## What you should do:
Write the data out again in full, with no departure from the original.

## Source material:

——

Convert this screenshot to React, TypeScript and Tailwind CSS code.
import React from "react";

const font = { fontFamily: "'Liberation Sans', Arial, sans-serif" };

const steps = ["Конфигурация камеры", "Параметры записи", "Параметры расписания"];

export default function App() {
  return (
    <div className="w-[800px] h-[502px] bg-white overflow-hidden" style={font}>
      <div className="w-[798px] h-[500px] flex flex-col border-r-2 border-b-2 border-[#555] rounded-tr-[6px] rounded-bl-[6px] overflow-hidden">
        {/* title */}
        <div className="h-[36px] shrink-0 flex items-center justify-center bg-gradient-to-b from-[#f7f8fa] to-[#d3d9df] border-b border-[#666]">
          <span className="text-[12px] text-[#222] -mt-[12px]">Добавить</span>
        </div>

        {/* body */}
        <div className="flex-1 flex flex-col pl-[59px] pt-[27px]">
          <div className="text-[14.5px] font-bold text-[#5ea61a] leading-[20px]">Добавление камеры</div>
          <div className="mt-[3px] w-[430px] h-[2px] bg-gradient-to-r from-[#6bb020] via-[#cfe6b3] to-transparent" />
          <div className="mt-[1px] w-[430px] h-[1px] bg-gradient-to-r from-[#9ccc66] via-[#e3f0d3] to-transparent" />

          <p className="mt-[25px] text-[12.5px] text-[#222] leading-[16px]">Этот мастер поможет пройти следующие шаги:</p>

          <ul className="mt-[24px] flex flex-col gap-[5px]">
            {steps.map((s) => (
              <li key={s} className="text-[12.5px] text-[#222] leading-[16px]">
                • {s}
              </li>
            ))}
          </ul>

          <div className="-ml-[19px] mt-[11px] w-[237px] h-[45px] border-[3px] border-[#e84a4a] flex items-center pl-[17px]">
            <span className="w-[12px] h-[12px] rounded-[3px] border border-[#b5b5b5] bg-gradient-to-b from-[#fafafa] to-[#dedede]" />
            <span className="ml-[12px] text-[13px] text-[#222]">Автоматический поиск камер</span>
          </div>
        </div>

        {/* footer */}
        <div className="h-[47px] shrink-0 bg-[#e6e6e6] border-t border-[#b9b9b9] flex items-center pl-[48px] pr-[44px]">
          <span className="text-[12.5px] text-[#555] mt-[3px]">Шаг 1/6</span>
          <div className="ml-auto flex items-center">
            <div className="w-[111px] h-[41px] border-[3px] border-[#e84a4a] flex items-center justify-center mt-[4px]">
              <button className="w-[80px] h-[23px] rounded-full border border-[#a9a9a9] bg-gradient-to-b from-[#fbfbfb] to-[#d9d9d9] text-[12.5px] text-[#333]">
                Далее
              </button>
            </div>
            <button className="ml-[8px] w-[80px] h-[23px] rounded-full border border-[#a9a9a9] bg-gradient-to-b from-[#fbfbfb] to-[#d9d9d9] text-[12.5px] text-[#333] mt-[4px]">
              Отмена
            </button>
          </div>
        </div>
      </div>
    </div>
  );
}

——

## Reply to the task:
Convert this screenshot to React, TypeScript and Tailwind CSS code.
import React from "react";

const font = { fontFamily: "'Liberation Sans', Arial, sans-serif" };

const steps = ["Конфигурация камеры", "Параметры записи", "Параметры расписания"];

export default function App() {
  return (
    <div className="w-[800px] h-[502px] bg-white overflow-hidden" style={font}>
      <div className="w-[798px] h-[500px] flex flex-col border-r-2 border-b-2 border-[#555] rounded-tr-[6px] rounded-bl-[6px] overflow-hidden">
        {/* title */}
        <div className="h-[36px] shrink-0 flex items-center justify-center bg-gradient-to-b from-[#f7f8fa] to-[#d3d9df] border-b border-[#666]">
          <span className="text-[12px] text-[#222] -mt-[12px]">Добавить</span>
        </div>

        {/* body */}
        <div className="flex-1 flex flex-col pl-[59px] pt-[27px]">
          <div className="text-[14.5px] font-bold text-[#5ea61a] leading-[20px]">Добавление камеры</div>
          <div className="mt-[3px] w-[430px] h-[2px] bg-gradient-to-r from-[#6bb020] via-[#cfe6b3] to-transparent" />
          <div className="mt-[1px] w-[430px] h-[1px] bg-gradient-to-r from-[#9ccc66] via-[#e3f0d3] to-transparent" />

          <p className="mt-[25px] text-[12.5px] text-[#222] leading-[16px]">Этот мастер поможет пройти следующие шаги:</p>

          <ul className="mt-[24px] flex flex-col gap-[5px]">
            {steps.map((s) => (
              <li key={s} className="text-[12.5px] text-[#222] leading-[16px]">
                • {s}
              </li>
            ))}
          </ul>

          <div className="-ml-[19px] mt-[11px] w-[237px] h-[45px] border-[3px] border-[#e84a4a] flex items-center pl-[17px]">
            <span className="w-[12px] h-[12px] rounded-[3px] border border-[#b5b5b5] bg-gradient-to-b from-[#fafafa] to-[#dedede]" />
            <span className="ml-[12px] text-[13px] text-[#222]">Автоматический поиск камер</span>
          </div>
        </div>

        {/* footer */}
        <div className="h-[47px] shrink-0 bg-[#e6e6e6] border-t border-[#b9b9b9] flex items-center pl-[48px] pr-[44px]">
          <span className="text-[12.5px] text-[#555] mt-[3px]">Шаг 1/6</span>
          <div className="ml-auto flex items-center">
            <div className="w-[111px] h-[41px] border-[3px] border-[#e84a4a] flex items-center justify-center mt-[4px]">
              <button className="w-[80px] h-[23px] rounded-full border border-[#a9a9a9] bg-gradient-to-b from-[#fbfbfb] to-[#d9d9d9] text-[12.5px] text-[#333]">
                Далее
              </button>
            </div>
            <button className="ml-[8px] w-[80px] h-[23px] rounded-full border border-[#a9a9a9] bg-gradient-to-b from-[#fbfbfb] to-[#d9d9d9] text-[12.5px] text-[#333] mt-[4px]">
              Отмена
            </button>
          </div>
        </div>
      </div>
    </div>
  );
}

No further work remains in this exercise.